On June 7, 2022, the Federal Trade Commission (“FTC”) announced that it would launch an inquiry into the business practices of the nation’s six largest pharmacy benefit managers (“PBMs”). The inquiry will investigate the impact of vertically integrated PBMs on the access and affordability of prescription drugs. This news comes at a time when PBM practices are under increased scrutiny by both federal and state actors, as the country tries to gain further control over the ever-increasing prices of prescription drugs. While federal legislators have tried in recent years to address public concerns with PBM activities with laws addressing rebates in particular, those efforts have stalled without being signed into law. Since this inquiry could signal an alternative path to addressing these concerns, interested parties should pay close attention to further developments.


PBMs contract with health plans to manage prescription drug benefits for health plan members. They provide services such as negotiating rebates with drug manufacturers, managing networks of participating pharmacies and controlling prescription drug utilization and costs by creating drug formularies and related policies. In short, PBMs play a significant role in prescription drug coverage and payment in America.

Historically, PBMs have been relatively unregulated, particularly at the federal level. However, as the rising, and often non-transparent, cost of prescription drugs throughout the country has become a national concern, PBMs have come under renewed political pressure and scrutiny. Following the U.S. Supreme Court’s 2020 decision in Rutledge v. Pharmaceutical Care Management Association, in which the Court held that an Arkansas law regulating PBMs was not preempted by ERISA, many states have enacted laws specifically regulating PBMs and PBM practices. These laws have included provisions addressing PBM rebate models, 340B drug discount program discrimination and PBM licensure requirements.[1]

To date, there has been limited federal action targeted at the PBM industry, although legislation was recently introduced in the U.S. Senate that would (among other measures): i) Prohibit PBM pricing practices such as “spread pricing” and pharmacy clawbacks, ii) Require PBMs to file an annual report with the FTC, and iii) Incentivize transparent PBM practices. In February 2022, the FTC launched a public docket to collect comments on the impact of PBMs and their practices. While the FTC didn’t have the votes at that time to open a probe into PBMs, it subsequently received more than 24,000 comments from industry stakeholders on PBM practices.

The FTC Inquiry

On June 7, the FTC changed course and voted in a 5-0 decision to conduct a study of PBMs’ business practices.[2] As part of the inquiry, the FTC issued an Order to File a Special Report to the country’s six largest PBMs: CVS Caremark, Express Scripts, Inc., OptumRx, Inc., Humana Inc., Prime Therapeutics, LLC and MedImpact Healthcare Systems, Inc. The order gives these PBMs 90 days to provide specific information regarding their business practices. The FTC hopes the responses shed light on the following PBM practices that have drawn scrutiny:

  • Fees and clawbacks charged to unaffiliated pharmacies;
  • Methods to steer patients towards PBM-owned pharmacies;
  • Potentially unfair audits of independent pharmacies;
  • Complicated and opaque methods to determine pharmacy reimbursement;
  • The prevalence of prior authorizations and other administrative restrictions;
  • The use of specialty drug lists and surrounding specialty drug policies; and
  • The impact of rebates and fees from drug manufacturers on formulary design and the costs of prescription drugs to payers and patients.

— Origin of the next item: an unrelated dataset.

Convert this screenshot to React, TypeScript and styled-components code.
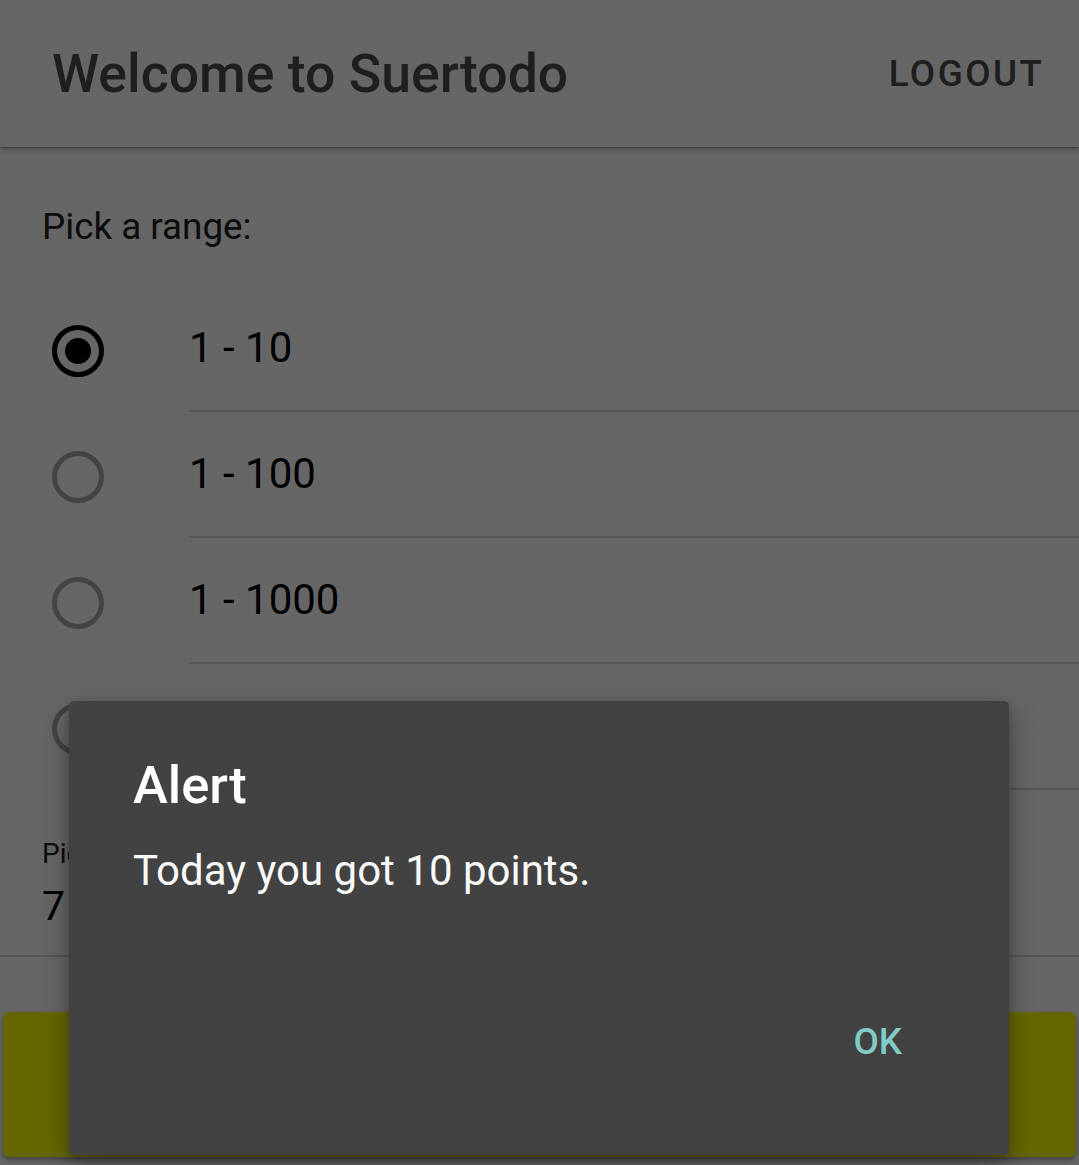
import React from "react";
import styled, { createGlobalStyle } from "styled-components";

const GlobalStyle = createGlobalStyle`
  html, body {
    margin: 0;
    padding: 0;
    background: #ffffff;
    font-family: Roboto, "Noto Sans", "Liberation Sans", sans-serif;
  }
  * { box-sizing: border-box; }
`;

const Page = styled.div`
  position: relative;
  width: 1079px;
  height: 1165px;
  overflow: hidden;
  background: #ffffff;
  display: flex;
  flex-direction: column;
`;

const AppBar = styled.header`
  height: 147px;
  flex: 0 0 147px;
  display: flex;
  align-items: center;
  justify-content: space-between;
  padding: 0 37px 0 52px;
  background: #ffffff;
  box-shadow: 0 2px 6px rgba(0, 0, 0, 0.28), 0 1px 1px rgba(0, 0, 0, 0.2);
  position: relative;
  z-index: 1;
`;

const Title = styled.h1`
  margin: 0;
  font-size: 53.6px;
  line-height: 63px;
  font-weight: 500;
  color: #4e4e4e;
`;

const ActionButton = styled.button`
  border: none;
  background: transparent;
  padding: 0;
  font-family: inherit;
  font-size: 36.75px;
  line-height: 44px;
  font-weight: 500;
  letter-spacing: 2.5px;
  margin-right: -2.5px;
  color: #4e4e4e;
`;

const Content = styled.main`
  display: flex;
  flex-direction: column;
  padding-top: 58px;
`;

const SectionLabel = styled.p`
  margin: 0 0 37px 42px;
  font-size: 36.8px;
  line-height: 44.4px;
  color: #212121;
`;

const RadioGroup = styled.div`
  display: flex;
  flex-direction: column;
`;

const RadioRow = styled.label`
  display: flex;
  align-items: stretch;
  height: 126px;
`;

const RadioCell = styled.div`
  width: 189px;
  flex: 0 0 189px;
  display: flex;
  align-items: center;
  padding-left: 52px;
  padding-top: 3px;
`;

const RadioCircle = styled.span<{ $checked: boolean }>`
  width: 52px;
  height: 52px;
  border-radius: 50%;
  border: 5px solid ${(p) => (p.$checked ? "#000000" : "#aaaaaa")};
  display: flex;
  align-items: center;
  justify-content: center;
  &::after {
    content: "";
    width: 26px;
    height: 26px;
    border-radius: 50%;
    background: #000000;
    display: ${(p) => (p.$checked ? "block" : "none")};
  }
`;

const RadioText = styled.span`
  flex: 1;
  display: flex;
  align-items: center;
  border-bottom: 2px solid #d5d5d5;
  font-size: 42px;
  color: #000000;
  padding-bottom: 2px;
`;

const Field = styled.div`
  margin-top: 47px;
  padding: 0 42px 24px;
  border-bottom: 2px solid #d5d5d5;
  display: flex;
  flex-direction: column;
`;

const FieldLabel = styled.span`
  font-size: 28px;
  line-height: 33.6px;
  color: #212121;
`;

const FieldValue = styled.span`
  margin-top: 11px;
  font-size: 41px;
  line-height: 49px;
  color: #000000;
`;

const PrimaryButton = styled.button`
  margin: 55px 3px 0 3px;
  height: 145px;
  border: none;
  border-radius: 6px;
  background: #ffff00;
  box-shadow: 0 3px 5px rgba(0, 0, 0, 0.35);
`;

const Scrim = styled.div`
  position: absolute;
  inset: 0;
  background: rgba(0, 0, 0, 0.6);
  z-index: 10;
`;

const Dialog = styled.div`
  position: absolute;
  left: 69px;
  top: 701px;
  width: 940px;
  height: 454px;
  background: #424242;
  border-radius: 5px;
  box-shadow: 0 10px 30px rgba(0, 0, 0, 0.3), 0 4px 10px rgba(0, 0, 0, 0.2);
  z-index: 11;
  display: flex;
  flex-direction: column;
  padding: 53px 64px 0 64px;
`;

const DialogTitle = styled.h2`
  margin: 0;
  font-size: 52.5px;
  line-height: 63px;
  font-weight: 500;
  color: #ffffff;
`;

const DialogMessage = styled.p`
  margin: 29px 0 0 0;
  font-size: 42px;
  line-height: 50.4px;
  color: #fafafa;
`;

const DialogActions = styled.div`
  margin-top: 124px;
  display: flex;
  justify-content: flex-end;
  padding-right: 43px;
`;

const TextButton = styled.button`
  border: none;
  background: transparent;
  padding: 0;
  font-family: inherit;
  font-size: 36.75px;
  line-height: 44px;
  font-weight: 500;
  color: #80cbc4;
`;

const ranges = ["1 - 10", "1 - 100", "1 - 1000", "1 - 10000"];

export default function App() {
  return (
    <>
      <GlobalStyle />
      <Page>
        <AppBar>
          <Title>Welcome to Suertodo</Title>
          <ActionButton>LOGOUT</ActionButton>
        </AppBar>
        <Content>
          <SectionLabel>Pick a range:</SectionLabel>
          <RadioGroup>
            {ranges.map((r, i) => (
              <RadioRow key={r}>
                <RadioCell>
                  <RadioCircle $checked={i === 0} />
                </RadioCell>
                <RadioText>{r}</RadioText>
              </RadioRow>
            ))}
          </RadioGroup>
          <Field>
            <FieldLabel>Pick a number</FieldLabel>
            <FieldValue>7</FieldValue>
          </Field>
          <PrimaryButton aria-label="Play" />
        </Content>
        <Scrim />
        <Dialog role="alertdialog">
          <DialogTitle>Alert</DialogTitle>
          <DialogMessage>Today you got 10 points.</DialogMessage>
          <DialogActions>
            <TextButton>OK</TextButton>
          </DialogActions>
        </Dialog>
      </Page>
    </>
  );
}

In addition to pharmaceutical pricing concerns, the inquiry is likely in response to the FTC’s general move under the Biden administration toward stricter scrutiny of vertically integrated organizations and highly concentrated markets. The PBM industry has experienced years of consolidation and vertical integration. For example, five of the six PBMs that are included in the FTC inquiry are part of vertically integrated organizations which jointly operate health insurers, pharmacies and care delivery companies. The national PBM market is also highly concentrated, as evidenced by the fact that the largest three PBMs— CVS Caremark, Express Scripts and OptumRx—now account for 80% of the total PBM market.[3]

According to FTC Chair, Lina Khan, the overall goal of the investigation is to “examine several of the most common complaints about PBMs and [to] seek to assist policymakers in determining whether Americans would benefit from reforms to this critical industry.”

Practical Takeaways

The FTC’s June 7 decision signals that PBMs are now in the regulatory sights of both federal and state lawmakers. In particular, the topics the FTC will be investigating as part of its inquiry mirror what many states have already begun to regulate with new state PBM legislation: pharmacy clawbacks and fees, steering of patients to PBM-owned or affiliated pharmacies, pharmacy audit practices and greater transparency with rebates and pricing methodologies. All affected industry stakeholders – including health plans, PBMs, pharmacies and manufacturers – should take notice of these developments as new legislation, regulations and agency actions continue to impact prescription drug benefits and pricing. In addition to analyzing applicable legal issues, stakeholders may also consider alerting their advocacy team members for assistance with legislative opportunities and developments.